# Start of RECORDED INFORMATION

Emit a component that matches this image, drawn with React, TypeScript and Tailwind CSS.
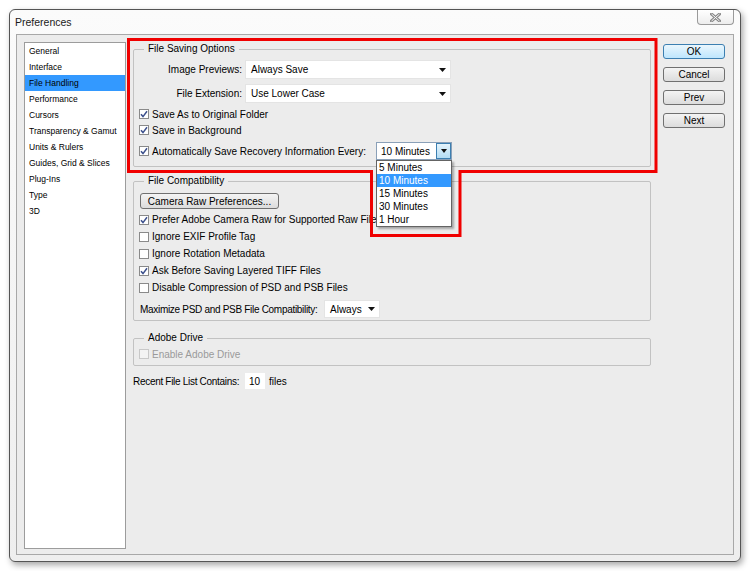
import React from "react";

const categories = [
  "General",
  "Interface",
  "File Handling",
  "Performance",
  "Cursors",
  "Transparency & Gamut",
  "Units & Rulers",
  "Guides, Grid & Slices",
  "Plug-Ins",
  "Type",
  "3D",
];

const intervals = ["5 Minutes", "10 Minutes", "15 Minutes", "30 Minutes", "1 Hour"];

function Check({ checked = false, disabled = false }: { checked?: boolean; disabled?: boolean }) {
  return (
    <span
      className={`w-[10px] h-[10px] shrink-0 border flex items-center justify-center ${
        disabled ? "border-[#c8c8c8] bg-[#f3f3f3]" : "border-[#8a8a8a] bg-white"
      }`}
    >
      {checked && (
        <svg width="8" height="8" viewBox="0 0 8 8">
          <path d="M1 4.2 L3 6.6 L7 1.2" fill="none" stroke="#3b4f8c" strokeWidth="1.5" />
        </svg>
      )}
    </span>
  );
}

function CheckRow({
  label,
  checked,
  disabled,
  h = "h-[16px]",
}: {
  label: string;
  checked?: boolean;
  disabled?: boolean;
  h?: string;
}) {
  return (
    <div className={`flex items-center gap-[3px] ${h}`}>
      <Check checked={checked} disabled={disabled} />
      <span className={`whitespace-nowrap ${disabled ? "text-[#9a9a9a]" : ""}`}>{label}</span>
    </div>
  );
}

function Arrow() {
  return (
    <svg width="7" height="4" viewBox="0 0 7 4" className="shrink-0">
      <path d="M0 0 H7 L3.5 4 Z" fill="#111" />
    </svg>
  );
}

function Select({ value, className }: { value: string; className: string }) {
  return (
    <div className={`shrink-0 bg-white border border-[#e4e4e4] flex items-center pl-[5px] pr-[4px] ${className}`}>
      <span className="flex-1 whitespace-nowrap">{value}</span>
      <Arrow />
    </div>
  );
}

function Button({ label, primary }: { label: string; primary?: boolean }) {
  return (
    <div
      className={`w-[62px] h-[15px] rounded-[3px] border flex items-center justify-center leading-none ${
        primary
          ? "border-[#3c7fb1] bg-gradient-to-b from-[#eaf6fd] to-[#bee6fd]"
          : "border-[#707070] bg-gradient-to-b from-[#f4f4f4] to-[#dcdcdc]"
      }`}
    >
      {label}
    </div>
  );
}

function IntervalDropdown() {
  return (
    <div className="relative z-10 shrink-0 w-[76px] h-[18px] border border-[#8aa0b8] bg-white flex items-stretch">
      <span className="flex-1 pl-[4px] flex items-center whitespace-nowrap">10 Minutes</span>
      <span className="w-[15px] border border-[#3c7fb1] bg-gradient-to-b from-[#e5f4fc] to-[#b3dcf4] flex items-center justify-center">
        <svg width="6" height="4" viewBox="0 0 6 4">
          <path d="M0 0 H6 L3 4 Z" fill="#111" />
        </svg>
      </span>
      <div className="absolute left-[-1px] top-[17px] w-[76px] border border-[#646464] bg-white shadow-[2px_2px_2px_rgba(0,0,0,0.3)]">
        {intervals.map((it) => (
          <div
            key={it}
            className={`h-[13px] leading-[13px] px-[2px] whitespace-nowrap ${
              it === "10 Minutes" ? "bg-[#3399ff] text-white" : ""
            }`}
          >
            {it}
          </div>
        ))}
      </div>
    </div>
  );
}

export default function App() {
  return (
    <div className="relative w-[750px] h-[571px] bg-white font-['Liberation_Sans',Arial,sans-serif] text-[10px] text-black overflow-hidden">
      <div className="pl-[9px] pt-[9px]">
        {/* window */}
        <div className="w-[732px] h-[553px] border border-[#555] rounded-[6px] bg-gradient-to-b from-[#fbfbfb] to-[#eeeeee] shadow-[2px_3px_6px_rgba(0,0,0,0.35)] flex flex-col">
          <div className="h-[24px] flex items-start shrink-0">
            <span className="pl-[5px] pt-[5px] text-[10.5px] text-[#1a1a1a]">Preferences</span>
            <div className="ml-auto mr-[6px] w-[37px] h-[15px] border border-t-0 border-[#9a9a9a] rounded-b-[4px] bg-gradient-to-b from-white to-[#ededed] flex items-center justify-center">
              <svg width="11" height="9" viewBox="0 0 11 9">
                <path d="M1.5 1 L9.5 8 M9.5 1 L1.5 8" stroke="#8a8a8a" strokeWidth="3" strokeLinecap="square" />
                <path d="M1.5 1 L9.5 8 M9.5 1 L1.5 8" stroke="#fafafa" strokeWidth="1" />
              </svg>
            </div>
          </div>

          {/* client area */}
          <div className="mx-[6px] mb-[6px] flex-1 border border-[#a8a8a8] bg-[#ececec] flex items-start pl-[7px] pt-[7px]">
            {/* category list */}
            <div className="w-[102px] h-[507px] border border-[#9c9c9c] bg-white text-[8.5px] shrink-0">
              {categories.map((c) => (
                <div
                  key={c}
                  className={`h-[16px] leading-[16px] pl-[4px] whitespace-nowrap ${
                    c === "File Handling" ? "bg-[#3399ff]" : ""
                  }`}
                >
                  {c}
                </div>
              ))}
            </div>

            {/* main panel */}
            <div className="ml-[7px] mt-[1px] w-[518px] shrink-0 flex flex-col">
              <fieldset className="border border-[#c2c2c2] rounded-[2px] px-[5px] pt-[5px] pb-[6px]">
                <legend className="ml-[5px] px-[4px] leading-[12px]">File Saving Options</legend>
                <div className="flex items-center h-[19px]">
                  <span className="w-[103px] shrink-0 text-right">Image Previews:</span>
                  <Select value="Always Save" className="ml-[3px] w-[206px] h-[19px]" />
                </div>
                <div className="flex items-center h-[19px] mt-[5px]">
                  <span className="w-[103px] shrink-0 text-right">File Extension:</span>
                  <Select value="Use Lower Case" className="ml-[3px] w-[206px] h-[19px]" />
                </div>
                <div className="mt-[3px]">
                  <CheckRow label="Save As to Original Folder" checked />
                  <CheckRow label="Save in Background" checked />
                </div>
                <div className="mt-[4px] flex items-center h-[18px]">
                  <Check checked />
                  <span className="ml-[3px] w-[224px] shrink-0 whitespace-nowrap">
                    Automatically Save Recovery Information Every:
                  </span>
                  <IntervalDropdown />
                </div>
              </fieldset>

              <fieldset className="mt-[8px] border border-[#c2c2c2] rounded-[2px] px-[5px] pt-[6px] pb-[2px]">
                <legend className="ml-[5px] px-[4px] leading-[12px]">File Compatibility</legend>
                <div className="ml-[1px] w-[139px] h-[16px] rounded-[3px] border border-[#707070] bg-gradient-to-b from-[#f4f4f4] to-[#dcdcdc] flex items-center justify-center whitespace-nowrap">
                  Camera Raw Preferences...
                </div>
                <div className="mt-[2px]">
                  <CheckRow label="Prefer Adobe Camera Raw for Supported Raw Files" checked h="h-[17px]" />
                  <CheckRow label="Ignore EXIF Profile Tag" h="h-[17px]" />
                  <CheckRow label="Ignore Rotation Metadata" h="h-[17px]" />
                  <CheckRow label="Ask Before Saving Layered TIFF Files" checked h="h-[17px]" />
                  <CheckRow label="Disable Compression of PSD and PSB Files" h="h-[17px]" />
                </div>
                <div className="mt-[4px] flex items-center h-[18px]">
                  <span className="ml-[1px] w-[184px] shrink-0 whitespace-nowrap tracking-[-0.3px]">
                    Maximize PSD and PSB File Compatibility:
                  </span>
                  <Select value="Always" className="w-[56px] h-[18px]" />
                </div>
              </fieldset>

              <fieldset className="mt-[11px] border border-[#c2c2c2] rounded-[2px] px-[5px] pt-[2px] pb-[3px]">
                <legend className="ml-[5px] px-[4px] leading-[12px]">Adobe Drive</legend>
                <CheckRow label="Enable Adobe Drive" disabled />
              </fieldset>

              <div className="mt-[7px] flex items-center h-[16px]">
                <span className="w-[112px] shrink-0 whitespace-nowrap tracking-[-0.3px]">
                  Recent File List Contains:
                </span>
                <span className="w-[20px] h-[16px] shrink-0 bg-white flex items-center pl-[4px]">10</span>
                <span className="ml-[4px]">files</span>
              </div>
            </div>

            {/* buttons */}
            <div className="ml-[12px] mt-[2px] flex flex-col gap-[8px]">
              <Button label="OK" primary />
              <Button label="Cancel" />
              <Button label="Prev" />
              <Button label="Next" />
            </div>
          </div>
        </div>
      </div>

      {/* red annotation */}
      <svg className="absolute left-0 top-0 pointer-events-none" width="750" height="571" viewBox="0 0 750 571">
        <path
          d="M128.5 39.5 H656 V171.5 H460 V235.5 H371.5 V171.5 H128.5 Z"
          fill="none"
          stroke="#f00000"
          strokeWidth="3"
        />
      </svg>
    </div>
  );
}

# End of RECORDED INFORMATION

→ **PROBLEM STATEMENT**: Return only the lines from the start of the data through the line that contains "import React from", please, copying them exactly and omitting all pictures.

→ **WRITTEN RESPONSE**:
Emit a component that matches this image, drawn with React, TypeScript and Tailwind CSS.
import React from "react";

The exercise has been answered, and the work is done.